Susan looked around the table with a grimace and a jut of the chin and said, “Go into debt.”

“Can’t his parents help?” suggested Rya.

“With eight kids and two in college? They’re going to pay for the shipment of the bodies and the cemetery plots.”

“No insurance, huh?” said Ray.

“They were self-employed. Do you have insurance?” Susan grimaced again and picked up a tiny fragment of lettuce from her plate.

“As a matter of fact—”

“I found a funeral home up in the Bronx with a time payment plan. They’ve already picked them up.” She looked around the table again, as if daring herself not to cry, or scream, or throw something. Soon, when it was still light, Rya and Noah and Ray
had gone. Alice said, “Susan, why do you think you have to—” Susan turned away from her and walked down the hall to bed.

Alice cleared away the dishes and threw out cartons from the take-out food. Tonight it had been Italian. Except for the anchovy that Alice retrieved and stuck in her mouth, every morsel of pasta, every drop of oil and sauce had been eaten. After wiping the kitchen table, she turned resolutely from the dishes, got out her list of things to do, and spread it out. At the top was that command, “Call home.” How, after hearing the sum of money Susan had quoted at the dinner table, could she persuade her father and mother that she was not in trouble? She looked out at Eighty-fourth Street, where her parents had never been, basking in the long vermilion rays of the late sun. A cab slid beneath her, but only one. Eighty-fourth Street, neatly squared off and deserted, grew blue and then black. Then the streetlights came on, and across from her, a scattering of windows. Her parents never travelled, wouldn’t leave Rochester. When they thought of Alice, they thought of her in her bedroom at home, not in her home in New York City.

During her childhood, they hadn’t taken vacations because her father couldn’t get away from the hardware store, and there was so much to do around the new house (which he built).

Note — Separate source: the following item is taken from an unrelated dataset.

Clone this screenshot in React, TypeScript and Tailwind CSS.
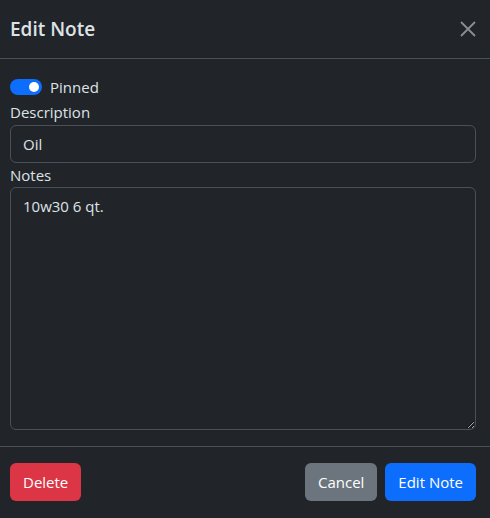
export default function App() {
  return (
    <div
      className="w-[490px] h-[518px] bg-[#212529] text-[#dee2e6] flex flex-col overflow-hidden"
      style={{ fontFamily: '"Open Sans", "Noto Sans", sans-serif' }}
    >
      {/* header */}
      <div className="h-[59px] flex items-center justify-between pl-[10px] pr-[14px] border-b border-[#495057] shrink-0">
        <h1 className="text-[19px] font-semibold text-[#dee2e6] leading-none">Edit Note</h1>
        <svg width="16" height="16" viewBox="0 0 16 16" className="text-[#8b8e91]">
          <path d="M1 1 L15 15 M15 1 L1 15" stroke="currentColor" strokeWidth="1.8" fill="none" />
        </svg>
      </div>

      {/* body */}
      <div className="flex-1 flex flex-col pl-[10px] pr-[14px] pt-[19px] pb-[16px] text-[15px]">
        <div className="flex items-center gap-2 h-[18px]">
          <div className="w-[32px] h-[16px] rounded-full bg-[#0d6efd] flex items-center justify-end pr-[3px]">
            <div className="w-[10px] h-[10px] rounded-full bg-white" />
          </div>
          <span>Pinned</span>
        </div>
        <label className="mt-[5px] leading-[22px]">Description</label>
        <input
          readOnly
          value="Oil"
          className="mt-[2px] h-[38px] w-full rounded-[6px] border border-[#495057] bg-[#212529] px-[12px] text-[15px] text-[#dee2e6] outline-none"
          style={{ fontFamily: 'inherit' }}
        />
        <label className="mt-[1px] leading-[22px]">Notes</label>
        <textarea
          readOnly
          value="10w30 6 qt."
          className="mt-[1px] flex-1 w-full rounded-[6px] border border-[#495057] bg-[#212529] px-[12px] pt-[7px] pb-[10px] text-[15px] text-[#dee2e6] outline-none resize-y"
          style={{ fontFamily: 'inherit' }}
        />
      </div>

      {/* footer */}
      <div className="h-[72px] shrink-0 border-t border-[#495057] flex items-start justify-between pl-[10px] pr-[14px] pt-[16px] text-[15px]">
        <button className="h-[38px] px-[13px] rounded-[6px] bg-[#dc3545] text-white">Delete</button>
        <div className="flex gap-2">
          <button className="h-[38px] px-[13px] rounded-[6px] bg-[#6c757d] text-white">Cancel</button>
          <button className="h-[38px] px-[13px] rounded-[6px] bg-[#0d6efd] text-white">Edit Note</button>
        </div>
      </div>
    </div>
  )
}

During her adolescence, her mother, a pediatric nurse for a private clinic, hadn’t felt right about leaving “my babies,” even for two weeks, and now that all of Alice’s grandparents were in their eighties and nineties, there was just no telling what might happen while Doreen and Hugh were away. In fact, between the lettuce season and the raspberry picking, spraying the apple trees at ten-day intervals, and then the harvest of tomatoes, peppers, and beans, not to mention keeping the roses watered, sprayed and mulched, there wasn’t time to get away in the summer, they didn’t like what they’d heard about Florida in the winter, and there was too much to do in Rochester during the rest of the year. Although Alice would have liked to show off for her parents—to call a cab,
to take her mother to Saks and buy a dress for her, to order in French at a midtown restaurant, to sit in overstuffed chairs with her father at the Algonquin Hotel, Alice really didn’t mind that they would never visit her, except that now they wouldn’t know how to think about the recent events. They would imagine her living alone in New York, avoid telling her grandparents, and then spill it to them one by one, so that the clamor about her coming back to Rochester, or at least to Minneapolis, would be deafening. All six of her progenitors would call her secretly, without telling the others, just to let her know how much her safety meant to the other five, how, in spite of the confidence the caller had in her, the others were worried, shouldn’t she come home, a good job couldn’t be that hard to find. The only child of two only children, Alice considered herself the tip of the iceberg breaking the surface of the dark sea into the light of Manhattan. Truly she loved her miraculously surviving family tree (and two great-grandmothers had lived into Alice’s teens) but she didn’t want to live with them. And now they would think she was in trouble.